While earlier, Noma nibbled on the edges, it was evident in within that first hour that Noma had pushed itself to virtually change the ontology of fine dining. The categories of what were "ingredients," "cooking," and "food" were all challenged, just in 14 bites. Salad? Forget it. René has ants. They tasted like lovage, simply dressed with vinegar. That æbleskiver looked like its generic self — until you noticed the muikku (a small Finnish freshwater fish) speared through it. One bite later revealed a square chunk of piping hot pickled cucumber. And using shaved frozen cod liver, normally destined to omega-3 supplements, as a Nordic answer to foie gras? Huh?

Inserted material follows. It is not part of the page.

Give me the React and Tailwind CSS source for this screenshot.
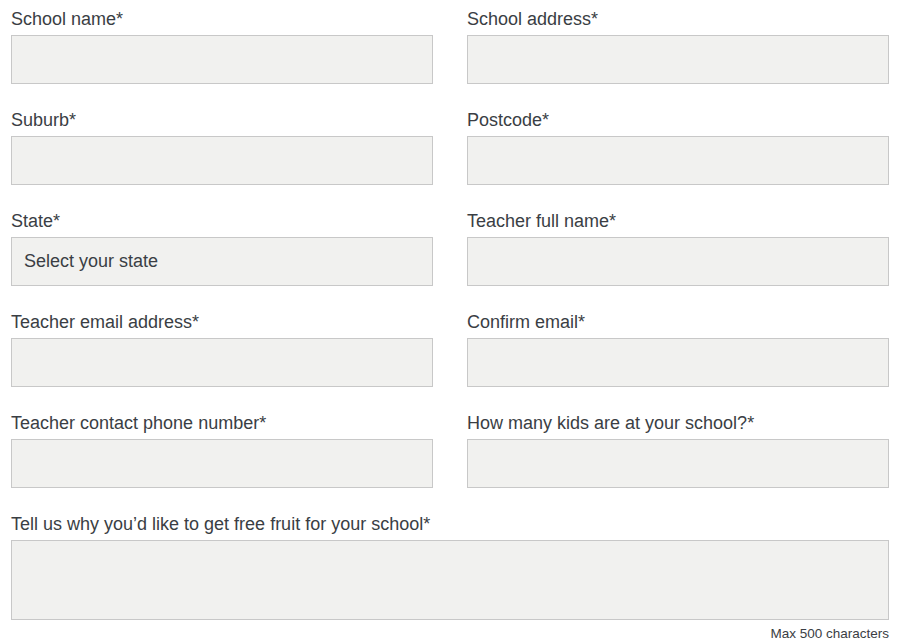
import React from "react";

const fields = [
  ["School name*", "School address*"],
  ["Suburb*", "Postcode*"],
  ["State*", "Teacher full name*"],
  ["Teacher email address*", "Confirm email*"],
  ["Teacher contact phone number*", "How many kids are at your school?*"],
];

const Field = ({ label, select }) => (
  <div className="mb-[25px]">
    <label className="block text-[18px] leading-[22px] text-[#3a3e44] mb-[5px]">
      {label}
    </label>
    {select ? (
      <div className="h-[49px] border border-[#c8c8c8] bg-[#f1f1ef] flex items-center px-[12px] text-[18px] text-[#3a3e44]">
        Select your state
      </div>
    ) : (
      <input
        type="text"
        className="block w-full h-[49px] border border-[#c8c8c8] bg-[#f1f1ef] outline-none"
      />
    )}
  </div>
);

const App = () => {
  return (
    <div
      className="bg-white min-h-screen pt-[8px] pl-[11px]"
      style={{ fontFamily: '"Liberation Sans", Arial, sans-serif' }}>
      <form className="w-[878px]">
        <div className="grid grid-cols-2 gap-x-[34px]">
          {fields.map(([a, b]) => (
            <React.Fragment key={a}>
              <Field label={a} select={a === "State*"} />
              <Field label={b} />
            </React.Fragment>
          ))}
        </div>
        <div>
          <label className="block text-[18px] leading-[22px] text-[#3a3e44] mb-[5px]">
            Tell us why you’d like to get free fruit for your school*
          </label>
          <textarea className="block w-full h-[80px] border border-[#c8c8c8] bg-[#f1f1ef] outline-none resize-none" />
          <p className="text-right text-[13.5px] leading-[16px] text-[#3a3e44] mt-[6px]">
            Max 500 characters
          </p>
        </div>
      </form>
    </div>
  );
};

export default App;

But the push was also in seeing how much work the ingredients and technique could do. Redzepi asked more of his ingredients, geography, and culture. And in turn, Redzepi was asking his diners to take a risk with him. A dish of fresh and fermented peas (or "peaso" as our server joked) used the fermentation techniques of ancient Japan to place vegetable, animal, and mineral all in one dish. A dried scallop, beechnut, and biodynamic grains plate used locally grown grain and herbs to create a "grød" or porridge with dashi-esque freeze-dried scallop chips on top for an umami crunch.
A dessert of poached/grilled pear, seasoned with lemon thyme, sat next to a frozen sponge of thyme and a sauce of thyme oil. The natural sugar in the grilled pear only became more evident with the judicious use of thyme and a sprinkling of salt. A dessert of walnut and berries had no hint of its origins until you took a bite: It was walnut ice cream, but balanced with the tannic notes from a slightly bitter walnut powder and an acid punch of powdered berries.
"Is everything all right?" asked the waiter. It was more than "all right" — it was incredible. But in some ways, this is not really the right question to ask. Nature is as nature does. The genius of Noma is in uncovering the world of nature; nature does not yield her secrets readily. But Noma still persists. Noma, like science, will not resign. It is still becoming.